While I harbor no real anger or resentment towards my amorous neighbours, they do grow tiresome. As I said before, I can't fault them for enjoying themselves -- and each other -- but they do insist on leaving the window open whilst vociferously fucking.

My downstairs neighbour, not often persuaded to stir from a tetrahydrocannabinol-induced stupor, was even moved one night to take them to task for this. Sadly, they persist with their tragic preference for open-air performances.

Quite apart from my neighbours' sensitivities, I am increasingly distressed that my evening's entertainment -- whether re-reading Patrick O'Brian's historical novels (hence the tone of these first few paragraphs, a feeble attempt at S. Maturin's voice), catching up on TV with Hulu, or happily stuffing my face with pizza among friends -- is so often accompanied by this grunting, unappealing soundtrack.

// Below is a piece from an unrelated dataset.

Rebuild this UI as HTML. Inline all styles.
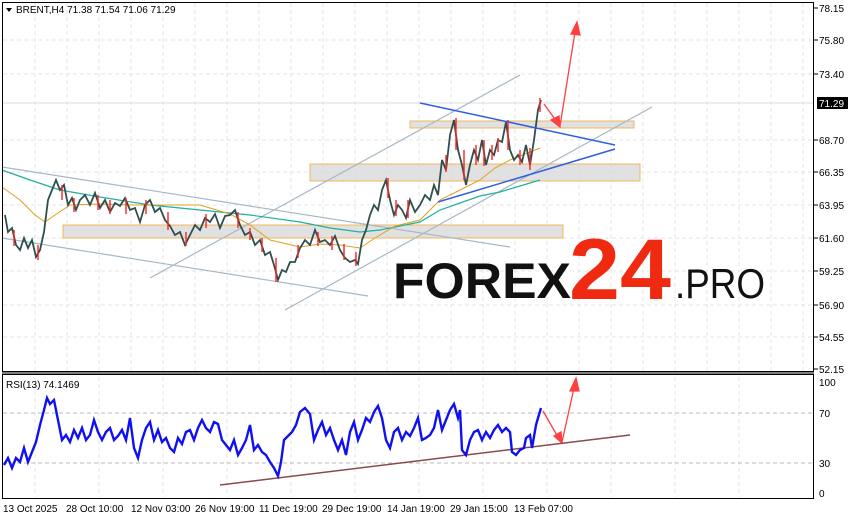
<!DOCTYPE html>
<html><head><meta charset="utf-8"><style>
body{margin:0;width:855px;height:521px;background:#fff;overflow:hidden;font-family:"Liberation Sans",sans-serif;}
svg{position:absolute;left:0;top:0}
.t{font-size:10px;fill:#000;font-family:"Liberation Sans",sans-serif}
</style></head><body>
<svg width="855" height="521" viewBox="0 0 855 521">
<g stroke="#e4e4e4" stroke-dasharray="4,3" stroke-width="1">
<line x1="35" y1="3" x2="35" y2="371"/><line x1="67" y1="3" x2="67" y2="371"/><line x1="99" y1="3" x2="99" y2="371"/><line x1="131" y1="3" x2="131" y2="371"/><line x1="163" y1="3" x2="163" y2="371"/><line x1="195" y1="3" x2="195" y2="371"/><line x1="227" y1="3" x2="227" y2="371"/><line x1="259" y1="3" x2="259" y2="371"/><line x1="291" y1="3" x2="291" y2="371"/><line x1="323" y1="3" x2="323" y2="371"/><line x1="355" y1="3" x2="355" y2="371"/><line x1="387" y1="3" x2="387" y2="371"/><line x1="419" y1="3" x2="419" y2="371"/><line x1="451" y1="3" x2="451" y2="371"/><line x1="483" y1="3" x2="483" y2="371"/><line x1="515" y1="3" x2="515" y2="371"/><line x1="547" y1="3" x2="547" y2="371"/><line x1="579" y1="3" x2="579" y2="371"/><line x1="611" y1="3" x2="611" y2="371"/><line x1="643" y1="3" x2="643" y2="371"/><line x1="675" y1="3" x2="675" y2="371"/><line x1="707" y1="3" x2="707" y2="371"/><line x1="739" y1="3" x2="739" y2="371"/><line x1="771" y1="3" x2="771" y2="371"/><line x1="803" y1="3" x2="803" y2="371"/>
<line x1="3" y1="40" x2="813" y2="40"/><line x1="3" y1="74" x2="813" y2="74"/><line x1="3" y1="140" x2="813" y2="140"/><line x1="3" y1="172" x2="813" y2="172"/><line x1="3" y1="205" x2="813" y2="205"/><line x1="3" y1="238" x2="813" y2="238"/><line x1="3" y1="271" x2="813" y2="271"/><line x1="3" y1="305" x2="813" y2="305"/><line x1="3" y1="337" x2="813" y2="337"/>
</g>
<line x1="3" y1="103" x2="813" y2="103" stroke="#ddd"/>
<g stroke="#e4e4e4" stroke-dasharray="4,3">
<line x1="35" y1="377" x2="35" y2="497"/><line x1="99" y1="377" x2="99" y2="497"/><line x1="163" y1="377" x2="163" y2="497"/><line x1="227" y1="377" x2="227" y2="497"/><line x1="291" y1="377" x2="291" y2="497"/><line x1="355" y1="377" x2="355" y2="497"/><line x1="419" y1="377" x2="419" y2="497"/><line x1="483" y1="377" x2="483" y2="497"/><line x1="547" y1="377" x2="547" y2="497"/><line x1="611" y1="377" x2="611" y2="497"/><line x1="675" y1="377" x2="675" y2="497"/><line x1="739" y1="377" x2="739" y2="497"/>
</g>
<g stroke="#bbb" stroke-dasharray="4,3"><line x1="3" y1="413" x2="813" y2="413"/><line x1="3" y1="463" x2="813" y2="463"/></g>
<g fill="#dcdcdc" fill-opacity="0.85" stroke="#f0b860" stroke-width="1">
<rect x="63" y="225" width="500" height="13"/><rect x="310" y="164" width="330" height="17"/><rect x="410" y="121" width="224" height="7"/>
</g>
<g stroke="#a6b8c6" stroke-width="1.2" fill="none">
<line x1="2" y1="167" x2="510" y2="247"/><line x1="2" y1="238" x2="368" y2="296"/>
<line x1="150" y1="278" x2="520" y2="75"/><line x1="285" y1="310" x2="652" y2="107"/>
</g>
<polyline fill="none" stroke="#20b0a0" stroke-width="1.2" points="2,170 30,180 60,190 100,197 150,205 200,210 250,215 300,222 330,228 360,232 380,230 400,226 420,222 440,210 460,203 480,196 500,192 520,186 540,180"/>
<polyline fill="none" stroke="#e0a020" stroke-width="1" points="2,187 20,200 35,215 45,222 55,215 70,205 100,204 130,205 170,205 200,205 230,214 250,225 270,240 300,247 320,244 340,245 360,248 375,238 395,226 420,220 440,200 460,190 480,180 495,168 510,160 525,154 540,148"/>
<polyline fill="none" stroke="#2f4f4f" stroke-width="1.8" points="5,215 8,232 12,228 16,245 20,250 24,238 28,248 32,240 36,257 40,250 44,232 48,200 52,190 56,180 60,190 64,185 68,205 72,198 76,210 80,200 85,195 90,205 95,193 100,208 105,200 110,212 115,203 120,206 125,198 130,210 135,208 140,222 145,205 150,200 155,212 160,208 165,220 170,226 175,235 180,232 185,245 190,235 195,225 200,230 205,218 210,222 215,214 220,228 225,216 230,215 235,210 240,225 245,235 250,232 255,245 260,240 265,255 270,252 274,265 278,280 282,270 286,272 290,262 295,262 300,248 305,240 310,245 315,230 320,242 325,240 330,245 335,236 340,250 345,258 350,262 355,260 358,264 362,240 366,230 370,215 374,205 378,210 382,190 386,180 390,200 394,215 398,205 402,210 406,218 410,200 415,212 420,205 425,195 430,200 434,185 438,195 442,160 446,170 450,135 454,120 458,150 462,165 466,185 470,165 474,150 478,160 482,140 486,165 490,150 494,155 498,140 502,142 506,122 510,150 514,160 518,155 522,162 526,145 530,165 534,140 538,110 541,100"/>
<g stroke="#ff2020" stroke-width="1.4">
<line x1="14" y1="230" x2="14" y2="246"/><line x1="38" y1="245" x2="38" y2="260"/><line x1="74" y1="198" x2="74" y2="212"/><line x1="98" y1="195" x2="98" y2="210"/><line x1="126" y1="198" x2="126" y2="214"/><line x1="168" y1="212" x2="168" y2="230"/><line x1="186" y1="232" x2="186" y2="246"/><line x1="238" y1="212" x2="238" y2="228"/><line x1="262" y1="238" x2="262" y2="252"/><line x1="276" y1="258" x2="276" y2="282"/><line x1="318" y1="232" x2="318" y2="246"/><line x1="344" y1="244" x2="344" y2="260"/><line x1="356" y1="252" x2="356" y2="266"/><line x1="388" y1="178" x2="388" y2="198"/><line x1="408" y1="200" x2="408" y2="218"/><line x1="456" y1="118" x2="456" y2="150"/><line x1="464" y1="150" x2="464" y2="180"/><line x1="484" y1="140" x2="484" y2="166"/><line x1="492" y1="145" x2="492" y2="160"/><line x1="508" y1="120" x2="508" y2="150"/><line x1="520" y1="150" x2="520" y2="165"/><line x1="530" y1="148" x2="530" y2="170"/><line x1="540" y1="98" x2="540" y2="112"/>
<line x1="62" y1="185" x2="62" y2="200"/><line x1="110" y1="200" x2="110" y2="214"/><line x1="146" y1="200" x2="146" y2="214"/><line x1="206" y1="214" x2="206" y2="228"/><line x1="250" y1="228" x2="250" y2="240"/><line x1="298" y1="245" x2="298" y2="258"/><line x1="332" y1="236" x2="332" y2="250"/><line x1="396" y1="200" x2="396" y2="216"/><line x1="446" y1="155" x2="446" y2="172"/><line x1="476" y1="145" x2="476" y2="165"/><line x1="498" y1="138" x2="498" y2="152"/>
</g>
<g stroke="#3060e0" stroke-width="1.5"><line x1="420" y1="103" x2="615" y2="145"/><line x1="438" y1="202" x2="615" y2="149"/></g>
<g stroke="#ff4040" stroke-width="1.3" fill="#ff4040">
<line x1="544" y1="104" x2="557" y2="122"/><polygon points="560,127 551,120 559,116"/>
<line x1="560" y1="126" x2="575" y2="32"/><polygon points="577,22 571,34 580,35"/>
<line x1="543" y1="411" x2="558" y2="437"/><polygon points="562,443 554,436 561,432"/>
<line x1="562" y1="442" x2="574" y2="388"/><polygon points="576,378 570,391 579,391"/>
</g>
<text x="393" y="298" font-family="Liberation Sans,sans-serif" font-weight="bold" font-size="50" fill="#111" textLength="178" lengthAdjust="spacingAndGlyphs">FOREX</text>
<text x="569" y="299" font-family="Liberation Sans,sans-serif" font-weight="bold" font-size="86" fill="#f02a10" textLength="102" lengthAdjust="spacingAndGlyphs">24</text>
<text x="675" y="298" font-family="Liberation Sans,sans-serif" font-size="42" fill="#111" textLength="90" lengthAdjust="spacingAndGlyphs">.PRO</text>
<line x1="220" y1="485" x2="630" y2="435" stroke="#8a4a4a" stroke-width="1.5"/>
<polyline fill="none" stroke="#1010f0" stroke-width="2.4" points="4,465 8,458 12,468 16,458 20,462 24,448 28,462 32,452 36,442 40,425 44,410 47,398 50,404 54,400 58,420 62,440 66,435 70,442 74,430 78,438 82,428 86,440 90,435 94,420 98,432 102,440 106,432 110,428 114,440 118,436 122,430 126,440 130,418 134,448 138,458 142,440 146,428 150,422 154,440 158,430 162,442 166,438 170,448 174,452 178,438 182,444 186,432 190,430 194,440 198,428 202,420 206,428 210,432 214,422 218,424 222,440 226,445 230,450 234,440 238,455 242,448 246,440 250,425 254,450 258,445 262,452 266,455 270,462 274,468 278,476 281,462 284,440 288,436 292,432 296,425 300,412 305,408 310,414 314,440 318,430 322,422 326,435 330,428 334,440 338,450 342,440 346,455 350,432 354,422 358,440 362,430 366,418 370,422 374,412 378,406 382,418 386,440 390,448 394,432 398,428 402,440 406,432 410,436 414,428 418,418 422,440 426,438 430,435 434,428 438,410 442,430 446,420 450,410 454,404 458,418 460,410 462,450 466,455 470,440 474,432 478,430 482,440 486,432 490,438 494,430 498,425 502,432 506,428 510,432 512,452 516,455 520,450 524,448 526,438 530,435 532,448 536,425 538,418 541,408"/>
<rect x="2.5" y="2.5" width="811" height="369" fill="none" stroke="#000"/>
<rect x="2.5" y="374.5" width="811" height="124" fill="none" stroke="#000"/>
<line x1="2" y1="373" x2="814" y2="373" stroke="#000"/>
<g stroke="#000"><line x1="814" y1="8" x2="818" y2="8"/><line x1="814" y1="40" x2="818" y2="40"/><line x1="814" y1="74" x2="818" y2="74"/><line x1="814" y1="140" x2="818" y2="140"/><line x1="814" y1="172" x2="818" y2="172"/><line x1="814" y1="205" x2="818" y2="205"/><line x1="814" y1="238" x2="818" y2="238"/><line x1="814" y1="271" x2="818" y2="271"/><line x1="814" y1="305" x2="818" y2="305"/><line x1="814" y1="337" x2="818" y2="337"/><line x1="814" y1="369" x2="818" y2="369"/></g>
<polygon points="6,8 12,8 9,12" fill="#000"/>
<text class="t" x="16" y="13">BRENT,H4  71.38 71.54 71.06 71.29</text>
<text class="t" x="6" y="388">RSI(13) 74.1469</text>
<text class="t" x="819" y="12">78.15</text><text class="t" x="819" y="44">75.80</text><text class="t" x="819" y="78">73.40</text><text class="t" x="819" y="144">68.70</text><text class="t" x="819" y="176">66.35</text><text class="t" x="819" y="209">63.95</text><text class="t" x="819" y="242">61.60</text><text class="t" x="819" y="275">59.25</text><text class="t" x="819" y="309">56.90</text><text class="t" x="819" y="341">54.55</text><text class="t" x="819" y="373">52.15</text>
<text class="t" x="819" y="386">100</text><text class="t" x="819" y="417">70</text><text class="t" x="819" y="467">30</text><text class="t" x="819" y="497">0</text>
<rect x="817" y="97" width="31" height="12" fill="#000"/>
<text x="819" y="107" font-size="10" fill="#fff" font-family="Liberation Sans,sans-serif">71.29</text>
<text class="t" x="3" y="512">13 Oct 2025</text><text class="t" x="66" y="512">28 Oct 10:00</text><text class="t" x="131" y="512">12 Nov 03:00</text><text class="t" x="195" y="512">26 Nov 19:00</text><text class="t" x="259" y="512">11 Dec 19:00</text><text class="t" x="322" y="512">29 Dec 19:00</text><text class="t" x="387" y="512">14 Jan 19:00</text><text class="t" x="450" y="512">29 Jan 15:00</text><text class="t" x="514" y="512">13 Feb 07:00</text>
</svg>
</body></html>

While they seem to have dispensed with each other's genitals for the evening, I have decided to make my opinion known at their next concert. I have yet to fix upon the specific form of rebuke, but it will at all events be delivered through these:

What you see there is the window closest to and facing the offending couple, along with a pair of satellite speakers from a Klipsch ProMedia v.2-400 PC speaker system, and part of a chair.

Let me be clear: the chair is not important.

This sound system delivers 400 Watts (RMS) of crisp, pure audio. I readily admit that number means nothing to me, nor anyone else without an engineering degree, but perhaps some anecdotal evidence will help:

When I first purchased said speakers several years ago, I tested them by turning the volume up to 50% and playing a song.

After wiping the blood from my eyes, nose, and ears, and calling a glazier to have my windows replaced, I turned the dial down a bit.

I believe the normal approach when dealing with simpletons is to repeat instructions loudly and clearly until the point sinks in, so I might try that.

Odd. I feel like I've had this problem before.